Great value on offer as appeal for calm triggers panic attack
The sight of Japanese prime minister Naoto Kan dressed in his blue-grey emergency overalls and appealing for calm triggered a full-blown panic attack in financial markets yesterday.
Investors concluded that if the prime minister was asking people not to panic, then the radiation leak at the damaged Fukushima nuclear plant must be more serious than they thought. With no further prompting needed, they ran howling for the exit, dumping Japanese shares as fast as they could.
By early afternoon, Japan's main Topix stock index had plunged 14 per cent - a fall which pushed the market down to a massive 21 per cent below its level immediately before last Friday's earthquake (please see the first chart below).

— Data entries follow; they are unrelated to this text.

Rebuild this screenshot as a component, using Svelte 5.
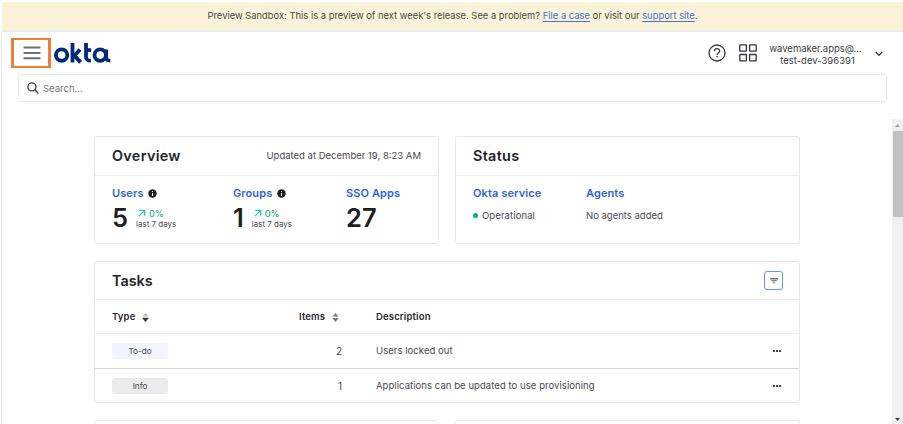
<script>
  const metrics = [
    { label: 'Users', value: '5', trend: true },
    { label: 'Groups', value: '1', trend: true },
    { label: 'SSO Apps', value: '27', trend: false }
  ];
  const tasks = [
    { type: 'To-do', items: 2, description: 'Users locked out' },
    { type: 'Info', items: 1, description: 'Applications can be updated to use provisioning' }
  ];
</script>

<div class="page">
  <div class="banner">
    <span>Preview Sandbox: This is a preview of next week's release. See a problem? <a href="#case">File a case</a> or visit our <a href="#support">support site</a>.</span>
  </div>

  <header>
    <button class="menu" aria-label="Menu">
      <svg width="18" height="14" viewBox="0 0 18 14"><path d="M0.5 1.5h17M0.5 7h17M0.5 12.3h17" stroke="#69737a" stroke-width="2" /></svg>
    </button>
    <svg class="logo" width="58" height="22" viewBox="0 0 58 22" fill="none" stroke="#00297a" stroke-width="3.8" aria-label="okta">
      <circle cx="8.6" cy="13.1" r="5.7" />
      <path d="M19.5 1.1v19.4M19.8 14.5h1.1L27 7.5M21.6 13.8l6 6.6M33 1.1v13.3c0 3 1.3 4.2 4.9 4.2M33 8.1h5.2M53.2 7.5v8.1c0 2.2.9 3 4.1 3" />
      <circle cx="47.2" cy="13.1" r="5.7" />
    </svg>
    <div class="tools">
      <svg width="18" height="18" viewBox="0 0 18 18" fill="none" stroke="#34373b" stroke-width="1.3">
        <circle cx="9" cy="9" r="8" /><path d="M6.5 7.2c0-3.4 5.2-3.3 5.2-.2 0 2-2.7 1.9-2.7 4" /><path d="M9 12v1.5" />
      </svg>
      <svg class="grid" width="18" height="18" viewBox="0 0 18 18" fill="none" stroke="#34373b" stroke-width="1.3">
        <rect x=".8" y=".8" width="6.6" height="6.4" rx=".5" /><rect x="10.6" y=".8" width="6.6" height="6.4" rx=".5" />
        <rect x=".8" y="10.5" width="6.6" height="6.4" rx=".5" /><rect x="10.6" y="10.5" width="6.6" height="6.4" rx=".5" />
      </svg>
      <div class="account"><span class="email">wavemaker.apps@...</span><span class="org">test-dev-396391</span></div>
      <svg class="chevron" width="8" height="6" viewBox="0 0 8 6" fill="none" stroke="#303338" stroke-width="1.3"><path d="M.8 1l3.2 3.4L7.2 1" /></svg>
    </div>
  </header>

  <div class="search">
    <svg width="12" height="12" viewBox="0 0 12 12" fill="none" stroke="#3e464c" stroke-width="1.4"><circle cx="4.9" cy="4.9" r="4" /><path d="M7.8 7.8l3.6 3.6" /></svg>
    <span>Search...</span>
  </div>

  <div class="body">
    <main>
      <div class="row">
        <section class="card top">
          <div class="head"><h2>Overview</h2><span class="updated">Updated at December 19, 8:23 AM</span></div>
          <div class="metrics">
            {#each metrics as m}
              <div>
                <h3>{m.label}
                  {#if m.trend}
                    <svg width="9" height="9" viewBox="0 0 9 9"><circle cx="4.5" cy="4.5" r="4.2" fill="#1d1d21" /><path d="M4.5 2v1.1M4.5 4.2v2.7" stroke="#fff" stroke-width="1" /></svg>
                  {/if}
                </h3>
                <div class="figure">
                  <strong>{m.value}</strong>
                  {#if m.trend}
                    <div class="trend">
                      <span class="pct"><svg width="8" height="8" viewBox="0 0 8 8" fill="none" stroke="#16d0ad" stroke-width="1.3"><path d="M1.2 1.4h5.5v5.4M6.5 1.6L1 7.1" /></svg>0%</span>
                      <span class="days">last 7 days</span>
                    </div>
                  {/if}
                </div>
              </div>
            {/each}
          </div>
        </section>

        <section class="card top">
          <div class="head"><h2 class="status-title">Status</h2></div>
          <div class="states">
            <div><h3>Okta service</h3><p class="operational"><i></i>Operational</p></div>
            <div><h3>Agents</h3><p>No agents added</p></div>
          </div>
        </section>
      </div>

      <section class="card tasks">
        <div class="head">
          <h2 class="tasks-title">Tasks</h2>
          <button class="filter" aria-label="Filter">
            <svg width="8" height="6" viewBox="0 0 8 6" fill="none"><path d="M0 .8h8" stroke="#444" stroke-width="1.1" /><path d="M1.2 2.6h5.6M2.6 4.1h2.8" stroke="#77797d" stroke-width="1" /><path d="M3.5 5.5h1" stroke="#999" /></svg>
          </button>
        </div>
        <div class="line labels">
          <span>Type <svg class="sort" width="7" height="9" viewBox="0 0 7 9"><path d="M3.5 0L6.5 3.6h-6z" fill="#b5b9bd" /><path d="M3.5 9L0 4.8h7z" fill="#303941" /></svg></span>
          <span class="items">Items <svg class="sort" width="7" height="9" viewBox="0 0 7 9"><path d="M3.5 0L6.5 3.6h-6zM3.5 9L.3 5h6.4z" fill="#747c84" /></svg></span>
          <span class="desc">Description</span>
        </div>
        {#each tasks as t}
          <div class="line task">
            <span><b class="pill" class:info={t.type === 'Info'}>{t.type}</b></span>
            <span class="count">{t.items}</span>
            <span class="desc">{t.description}</span>
            <svg width="8" height="2" viewBox="0 0 8 2"><path d="M0 0h2v2H0zM3 0h2v2H3zM6 0h2v2H6z" fill="#424245" /></svg>
          </div>
        {/each}
      </section>

      <div class="row next"><section class="card"></section><section class="card"></section></div>
    </main>
    <div class="scrollbar">
      <svg width="5" height="3" viewBox="0 0 5 3"><path d="M0 3L2.5 0 5 3z" fill="#a0a0a0" /></svg>
      <div class="thumb"></div>
      <svg class="down" width="5" height="3" viewBox="0 0 5 3"><path d="M0 0h5L2.5 3z" fill="#454545" /></svg>
    </div>
  </div>
</div>

<style>
  :global(body) { margin: 0; background: #fff; }
  * { box-sizing: border-box; }
  .page { width: 903px; height: 424px; padding-top: 2px; overflow: hidden; display: flex; flex-direction: column; background: linear-gradient(#e9eaec, #e9eaec) 1px 32px / 1px 100% no-repeat #fff; font-family: Inter, "Liberation Sans", sans-serif; font-size: 9.5px; color: #48494d; }
  .banner { flex: none; margin-left: 2px; height: 30px; background: #faf3da; border-bottom: 2px solid #ebebeb; display: flex; justify-content: center; align-items: center; padding: 0 0 1px; font-size: 9.4px; white-space: nowrap; }
  a { color: #4770d7; text-decoration: underline; text-underline-offset: 1.5px; }
  header { flex: none; height: 42px; display: flex; padding-left: 11px; }
  button { padding: 0; background: #fff; display: flex; align-items: center; justify-content: center; }
  .menu { width: 40px; height: 30px; margin-top: 6px; border: solid #ed8037; border-width: 2px 3px; padding-left: 1px; }
  .logo { margin: 10px 0 0 2px; }
  .tools { margin-left: auto; display: flex; align-items: center; padding: 0 20px 1px 0; }
  .grid { margin-left: 13px; }
  .account { width: 95px; margin-left: 11px; margin-top: 4px; display: flex; flex-direction: column; align-items: center; font-size: 9.5px; line-height: 12px; color: #3c3e43; }
  .org { margin-left: 4px; }
  .chevron { margin: 3px 0 0 12px; }
  .search { flex: none; margin: 0 16px 0 18px; height: 28px; border: 1px solid #e9e9eb; border-radius: 3px; display: flex; align-items: center; gap: 4px; padding-left: 8px; color: #74777b; }
  .body { flex: 1; min-height: 0; margin-top: 17px; display: flex; }
  main { width: 706px; margin: 17px 0 0 94px; flex: none; }
  .row { display: flex; gap: 16px; }
  .card { flex: 1; border: 1px solid #e8e8ea; border-radius: 3px; background: #fff; }
  .top { height: 108px; }
  .head { height: 39px; border-bottom: 1px solid #ebebec; padding: 0 17px 1px; display: flex; align-items: center; justify-content: space-between; }
  h2 { margin: 0; font-size: 14.4px; line-height: 18px; font-weight: 560; letter-spacing: 0.3px; color: #24252a; }
  .tasks-title { letter-spacing: 0; }
  h3 { margin: 0; font-size: 11px; line-height: 14px; font-weight: 570; letter-spacing: 0.1px; color: #2e63df; white-space: nowrap; }
  h3 svg { margin-left: 2px; vertical-align: -1px; }
  .metrics { padding: 10px 17px; display: grid; grid-template-columns: 121px 113px 1fr; }
  .figure { display: flex; height: 36px; align-items: center; }
  strong { font-size: 25.5px; line-height: 30px; font-weight: 580; color: #1d1d21; }
  .trend { display: flex; flex-direction: column; margin: 1px 0 0 8px; }
  .pct { display: flex; align-items: center; gap: 3px; padding-left: 2px; font-size: 9px; line-height: 11px; font-weight: 550; color: #1cb47c; }
  .days { font-size: 8px; line-height: 11px; white-space: nowrap; }
  .states { padding: 10px 17px; display: grid; grid-template-columns: 113px 1fr; }
  p { margin: 9px 0 0; line-height: 13px; white-space: nowrap; }
  .operational { display: flex; align-items: center; gap: 4px; letter-spacing: 0.1px; }
  i { width: 5px; height: 5px; border-radius: 50%; background: #00b67a; }
  .tasks { margin-top: 17px; height: 142px; }
  .tasks .head { height: 38px; padding: 0 16px 0 17px; }
  .filter { width: 19px; height: 19px; border: 1px solid #6496ec; border-radius: 3px; }
  .line { height: 34px; padding: 0 18px 0 17px; display: grid; grid-template-columns: 187px 43px 1fr 8px; align-items: center; }
  .labels { font-weight: 600; letter-spacing: 0.15px; color: #27292d; border-bottom: 1px solid #eeeeef; }
  .items { white-space: nowrap; }
  .sort { vertical-align: -2px; margin-left: 4px; }
  .line .desc { padding-left: 34px; }
  .count { text-align: right; font-size: 10px; }
  .task { padding-bottom: 1px; }
  .task .desc { letter-spacing: 0.06px; }
  .task + .task { height: 35px; border-top: 1px solid #d5d7d9; }
  .pill { display: flex; justify-content: center; align-items: center; width: 56px; height: 16px; border-radius: 3px; background: #f2f4ff; font-size: 8.2px; font-weight: 400; }
  .pill.info { background: #ebebed; }
  .next { margin-top: 17px; }
  .next .card { height: 30px; }
  .scrollbar { width: 11px; margin-left: auto; background: #f0f0f0; display: flex; flex-direction: column; align-items: center; padding: 5px 0 3px; }
  .thumb { width: 10px; height: 86px; margin-top: 4px; background: #c1c1c1; }
  .down { margin-top: auto; }
</style>
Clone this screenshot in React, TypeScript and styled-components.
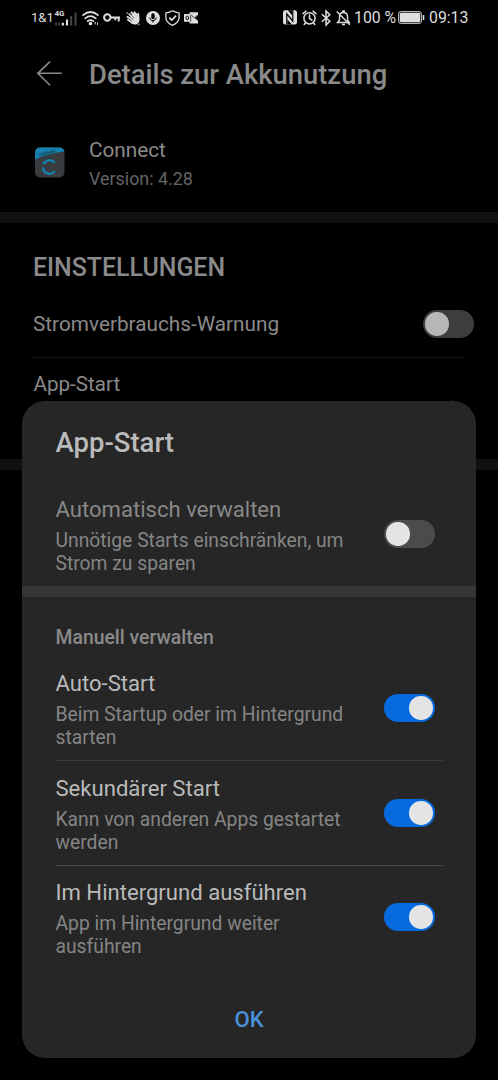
import React from "react";
import styled, { createGlobalStyle } from "styled-components";

const GlobalStyle = createGlobalStyle`
  * { box-sizing: border-box; }
  html, body { margin: 0; padding: 0; background: #000; }
  body { font-family: Roboto, "Liberation Sans", sans-serif; overflow: hidden; }
`;

const Screen = styled.main`
  position: relative;
  width: 498px;
  height: 1080px;
  background: #000;
  color: #8a8a8a;
  overflow: hidden;
`;

const StatusBar = styled.header`
  display: flex;
  justify-content: space-between;
  height: 35px;
  padding: 0 30px 0 31px;
  color: #dedede;
`;

const StatusGroup = styled.div`
  display: flex;
  align-items: center;
`;

const StatusText = styled.span<{ $size: number; $left?: number; $width: number }>`
  width: ${(p) => p.$width}px;
  margin-left: ${(p) => p.$left ?? 0}px;
  font-size: ${(p) => p.$size}px;
  line-height: 35px;
  white-space: nowrap;
`;

const StatusIcon = styled.svg<{ $left: number }>`
  display: block;
  flex: none;
  margin-left: ${(p) => p.$left}px;
  fill: none;
  stroke: currentColor;
  overflow: visible;
`;

const Cellular = styled.div`
  display: flex;
  flex-direction: column;
  width: 23px;
  height: 17px;
  margin-left: 3px;
`;

const NetworkType = styled.span`
  height: 7px;
  padding-left: 0.5px;
  font-size: 8px;
  font-weight: 700;
  line-height: 10px;
`;

const SignalBars = styled.svg`
  display: block;
  flex: none;
  margin-top: -5px;
`;

const AppBar = styled.div`
  display: flex;
  align-items: center;
  height: 78px;
  padding-left: 36px;
`;

const PageTitle = styled.h1`
  margin: 2px 0 0 26px;
  font-size: 27.4px;
  font-weight: 500;
  line-height: 32px;
`;

const AppInfo = styled.section`
  display: flex;
  align-items: center;
  height: 99px;
  padding: 0 0 0 34px;
`;

const AppText = styled.div`
  margin: 2px 0 0 24px;
`;

const AppName = styled.div`
  font-size: 20.75px;
  line-height: 30px;
`;

const AppVersion = styled.div`
  font-size: 17.9px;
  line-height: 28px;
  color: #646464;
`;

const Band = styled.div<{ $color: string }>`
  height: 11px;
  background: ${(p) => p.$color};
`;

const SectionTitle = styled.h2`
  margin: 0;
  padding: 29px 0 0 33px;
  height: 68px;
  font-size: 24.9px;
  font-weight: 500;
  line-height: 32px;
`;

const SettingRow = styled.div`
  display: flex;
  justify-content: space-between;
  align-items: center;
  height: 66px;
  padding: 0 24px 0 33px;
  font-size: 20.75px;
`;

const Divider = styled.div<{ $left: number; $right: number; $color: string }>`
  height: 1px;
  margin: 0 ${(p) => p.$right}px 0 ${(p) => p.$left}px;
  background: ${(p) => p.$color};
`;

const StartRow = styled.div`
  display: flex;
  justify-content: space-between;
  align-items: flex-start;
  height: 101px;
  padding: 14px 39px 0 33.5px;
  font-size: 20.6px;
  line-height: 24px;
`;

const Chevron = styled.svg`
  display: block;
  margin-top: 27.5px;
`;

const Track = styled.span<{ $on?: boolean; $dim?: boolean }>`
  display: flex;
  flex: none;
  justify-content: ${(p) => (p.$on ? "flex-end" : "flex-start")};
  width: 51px;
  height: 28px;
  padding: 2.3px;
  border-radius: 14px;
  background: ${(p) => (p.$on ? "#056ade" : p.$dim ? "#3d3d3d" : "#4b4b4b")};
`;

const Knob = styled.span<{ $dim?: boolean }>`
  width: 23.4px;
  height: 23.4px;
  border-radius: 50%;
  background: ${(p) => (p.$dim ? "#b7b7b7" : "#e4e4e4")};
`;

const Dialog = styled.section`
  position: absolute;
  left: 22px;
  top: 401px;
  width: 454px;
  height: 657px;
  border-radius: 23px;
  background: #262626;
`;

const DialogTitle = styled.h2`
  margin: 0;
  height: 81px;
  padding: 25px 0 0 33.5px;
  font-size: 27.5px;
  font-weight: 500;
  line-height: 34px;
  color: #bababa;
`;

const Option = styled.div<{ $last?: boolean }>`
  display: flex;
  justify-content: space-between;
  align-items: center;
  height: ${(p) => (p.$last ? 102 : 104)}px;
  padding: 0 41px 0 33.5px;
`;

const OptionText = styled.div<{ $last?: boolean }>`
  align-self: flex-start;
  width: 310px;
  padding-top: ${(p) => (p.$last ? 13 : 14)}px;
`;

const OptionTitle = styled.div<{ $muted?: boolean }>`
  font-size: 22.1px;
  line-height: 26px;
  color: ${(p) => (p.$muted ? "#888" : "#bababa")};
`;

const OptionDescription = styled.div`
  margin-top: 7px;
  font-size: 19.3px;
  line-height: 23px;
  color: #858585;
`;

const GroupLabel = styled.h3`
  margin: 0;
  height: 59px;
  padding: 29px 0 0 33.5px;
  font-size: 19.4px;
  font-weight: 500;
  line-height: 24px;
  color: #8a8a8a;
`;

const ConfirmButton = styled.button`
  display: block;
  width: 100%;
  height: 52px;
  margin-top: 25px;
  padding: 0;
  border: 0;
  background: none;
  font: 500 22.1px/52px Roboto, sans-serif;
  color: #4a90dc;
`;

function Toggle({ on, dim }: { on?: boolean; dim?: boolean }) {
  return (
    <Track $on={on} $dim={dim} role="switch" aria-checked={!!on}>
      <Knob $dim={dim} />
    </Track>
  );
}

function OptionItem(props: { title: string; lines: [string, string]; on?: boolean; muted?: boolean; last?: boolean }) {
  return (
    <Option $last={props.last}>
      <OptionText $last={props.last}>
        <OptionTitle $muted={props.muted}>{props.title}</OptionTitle>
        <OptionDescription>
          {props.lines[0]}
          <br />
          {props.lines[1]}
        </OptionDescription>
      </OptionText>
      <Toggle on={props.on} />
    </Option>
  );
}

function StatusLeft() {
  return (
    <StatusGroup>
      <StatusText $size={13} $width={20}>1&amp;1</StatusText>
      <Cellular>
        <NetworkType>4G</NetworkType>
        <SignalBars width="23" height="15" viewBox="0 4 23 15">
          <path d="M2 15.500v3M5 15.500v3" stroke="#444" strokeWidth="1.800" />
          <path d="M8.800 15.800v2.700M13 12.500v6" stroke="#dedede" strokeWidth="2.200" />
          <path d="M17.200 9v9.500M21.500 5.500v13" stroke="#484848" strokeWidth="2" />
        </SignalBars>
      </Cellular>
      <StatusIcon $left={5} width="17" height="16" viewBox="0 0 17 16" strokeWidth="1.700" strokeLinecap="round">
        <path d="M1 5.200Q8.500-1.200 16 5.200M3.200 8.300q5.300-4.500 10.600 0M5.600 11.200q2.900-2.300 5.800 0" />
        <circle cx="8.500" cy="13.500" r="1" fill="currentColor" />
        <path d="M13.200 12.300v1.700M15.500 12.800v1.700" strokeWidth="1" />
      </StatusIcon>
      <StatusIcon $left={4} width="18" height="12" viewBox="0 0 18 12" strokeWidth="2">
        <circle cx="4.300" cy="5.500" r="3.200" />
        <path d="M7.500 5.500H17M15.700 5.500v4M12.300 5.500v2.700" />
      </StatusIcon>
      <StatusIcon $left={5} width="15" height="16" viewBox="0 0 15 16" strokeLinecap="round">
        <path d="M4 6L8 3l3 2.500L11.300 3c1-.8 2 .2 1.900 2l.4 4.500c0 3.300-2.600 5.500-5.300 5-1.800-.3-3.300-1.500-4.300-2.700z" fill="currentColor" stroke="none" />
        <path d="M5.500 2.500L9.500 7M3.200 4.200L7.500 8.500M1.500 6.700L6.500 10.500M2 9.700L6.500 13M8.500 2.300l2.500 3" strokeWidth="1.900" />
        <path d="M4.500 4L8 7.800M3 6l4 3.600M2.500 8.700l3.500 2.500" stroke="#000" strokeWidth=".5" />
        <path d="M.7 4l.8-1.500M12 15l1.700-1" strokeWidth=".8" />
      </StatusIcon>
      <StatusIcon $left={5} width="14" height="14" viewBox="0 0 14 14">
        <circle cx="7" cy="7" r="7" fill="currentColor" stroke="none" />
        <rect x="5.300" y="2.200" width="3.400" height="6" rx="1.700" fill="#000" stroke="none" />
        <path d="M3.800 6.500c0 4.200 6.400 4.200 6.400 0M7 9.700v2" stroke="#000" strokeWidth="1" />
      </StatusIcon>
      <StatusIcon $left={5} width="15" height="16" viewBox="0 0 15 16" strokeWidth="1.300" strokeLinejoin="round">
        <path d="M7.500.8C5.500 2.200 3.300 2.700.9 2.800v4.700c0 3.500 2.600 6 6.600 7.800 4-1.800 6.600-4.300 6.600-7.800V2.800C11.700 2.700 9.500 2.200 7.500.8z" />
        <path d="M4.300 7.600l2.500 2.600 4.200-4.600" strokeWidth="1.700" />
      </StatusIcon>
      <StatusIcon $left={4} width="15" height="12" viewBox="0 0 15 12">
        <path d="M0 2h5.500V.3H14V3.500L10.800 6 14 8.800V11.500H5.500V9.800H0z" fill="currentColor" stroke="none" />
        <ellipse cx="3.300" cy="5.900" rx="1.300" ry="1.800" stroke="#000" strokeWidth="1" />
        <path d="M6.700 2.500v7M7.500 3.300l2.800 2.500L14 3" stroke="#000" strokeWidth=".7" />
      </StatusIcon>
    </StatusGroup>
  );
}

function StatusRight() {
  return (
    <StatusGroup>
      <StatusIcon $left={0} width="14" height="15" viewBox="0 0 14 15">
        <rect x="0" y=".3" width="14" height="14.200" rx="2.200" fill="currentColor" stroke="none" />
        <path d="M3.800 14.500V3.800L9.800 11.200V.3" stroke="#000" strokeWidth="1.200" />
        <path d="M4.800.3L9.300 5.500V.3zM4.400 9.500V14.500H8.900z" fill="#000" stroke="none" />
      </StatusIcon>
      <StatusIcon $left={5} width="15" height="16" viewBox="0 0 15 16" strokeWidth="1.500" strokeLinecap="round">
        <circle cx="7.500" cy="8.300" r="5.600" />
        <path d="M7.500 5v3.500l2.500 1.700M1 3.700l3-2.500M14 3.700l-3-2.500M3.400 13l-1.200 1.500M11.600 13l1.200 1.500" />
      </StatusIcon>
      <StatusIcon $left={4} width="10" height="16" viewBox="0 0 10 16" strokeWidth="1.500">
        <path d="M.8 4.300l8 7L5 15V1l3.800 3.700-8 7" />
      </StatusIcon>
      <StatusIcon $left={5} width="15" height="16" viewBox="0 0 15 16" strokeWidth="1.400">
        <path d="M1.500 12.500h11.800L11.500 10V6.500c0-2.500-1.500-4-4-4s-4 1.500-4 4V10zM6.800 2.300V1h1.400v1.300M6 14.500h3M.8 1.500l13 13.300" />
      </StatusIcon>
      <StatusText $size={15.8} $left={3} $width={40}>100 %</StatusText>
      <StatusIcon $left={4} width="27" height="13" viewBox="0 0 27 13">
        <rect x=".6" y=".6" width="22.800" height="11.800" rx="2" strokeWidth=".9" />
        <rect x="1.800" y="1.800" width="20.400" height="9.400" rx=".8" fill="currentColor" stroke="none" />
        <path d="M25.500 4v5" strokeWidth="1.600" />
      </StatusIcon>
      <StatusText $size={15.8} $left={4} $width={39}>09:13</StatusText>
    </StatusGroup>
  );
}

function ConnectIcon() {
  return (
    <svg width="31" height="31" viewBox="0 0 31 31">
      <defs>
        <clipPath id="tile"><rect x="1" y=".5" width="29.500" height="30" rx="5" /></clipPath>
      </defs>
      <g clipPath="url(#tile)">
        <rect width="31" height="31" fill="#383c3f" />
        <path d="M0 0h31v4.500Q15 6 0 13z" fill="#1481b0" />
      </g>
      <text x="5.500" y="9.500" fontSize="4.300" fontWeight="500" fontFamily="Roboto, sans-serif" fill="#173b4b" transform="rotate(-14 5.500 9.500)">GARMIN</text>
      <path d="M20.800 15.800A6.600 6.600 0 0 0 9.500 17.300M9 20.200A6.600 6.600 0 0 0 20.800 24.200" fill="none" stroke="#1481b0" strokeWidth="2.300" />
    </svg>
  );
}

export default function App() {
  return (
    <Screen>
      <GlobalStyle />
      <StatusBar>
        <StatusLeft />
        <StatusRight />
      </StatusBar>
      <AppBar>
        <svg width="27" height="26" viewBox="0 0 27 26" fill="none" stroke="#8a8a8a" strokeWidth="1.600">
          <path d="M25.700 12.300H1.800M14 .6L1.800 12.300 14 24.200" />
        </svg>
        <PageTitle>Details zur Akkunutzung</PageTitle>
      </AppBar>
      <AppInfo>
        <ConnectIcon />
        <AppText>
          <AppName>Connect</AppName>
          <AppVersion>Version: 4.28</AppVersion>
        </AppText>
      </AppInfo>
      <Band $color="#111" />
      <SectionTitle>EINSTELLUNGEN</SectionTitle>
      <SettingRow>
        <span>Stromverbrauchs-Warnung</span>
        <Toggle dim />
      </SettingRow>
      <Divider $left={33} $right={34} $color="#151515" />
      <StartRow>
        <span>App-Start</span>
        <Chevron width="12" height="16" viewBox="0 0 12 16" fill="none" stroke="#484848" strokeWidth="1.200">
          <path d="M1 6L6 1l5 5" />
        </Chevron>
      </StartRow>
      <Band $color="#111" />
      <Dialog role="dialog">
        <DialogTitle>App-Start</DialogTitle>
        <OptionItem title="Automatisch verwalten" lines={["Unnötige Starts einschränken, um", "Strom zu sparen"]} muted />
        <Band $color="#363636" />
        <GroupLabel>Manuell verwalten</GroupLabel>
        <OptionItem title="Auto-Start" lines={["Beim Startup oder im Hintergrund", "starten"]} on />
        <Divider $left={33} $right={33} $color="#3a3a3a" />
        <OptionItem title="Sekundärer Start" lines={["Kann von anderen Apps gestartet", "werden"]} on />
        <Divider $left={33} $right={33} $color="#464646" />
        <OptionItem title="Im Hintergrund ausführen" lines={["App im Hintergrund weiter", "ausführen"]} on last />
        <ConfirmButton>OK</ConfirmButton>
      </Dialog>
    </Screen>
  );
}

The selling was largely indiscriminate. It made sense for investors to unload their holdings of Tepco, operator of the Fukushima power plant, which duly fell by 25 per cent.
Dropping the shares of insurers was also sensible. And you can make a case for selling the shares of manufacturing companies like Toyota - down 7 per cent yesterday - whose operations will be affected if Japan suffers a prolonged period of rolling power cuts.
But some of the selling made little sense at all. It was a mark of the depth of yesterday's panic that traders and investors also marked down the stocks of companies likely to benefit handsomely when Japan embarks on its reconstruction programme.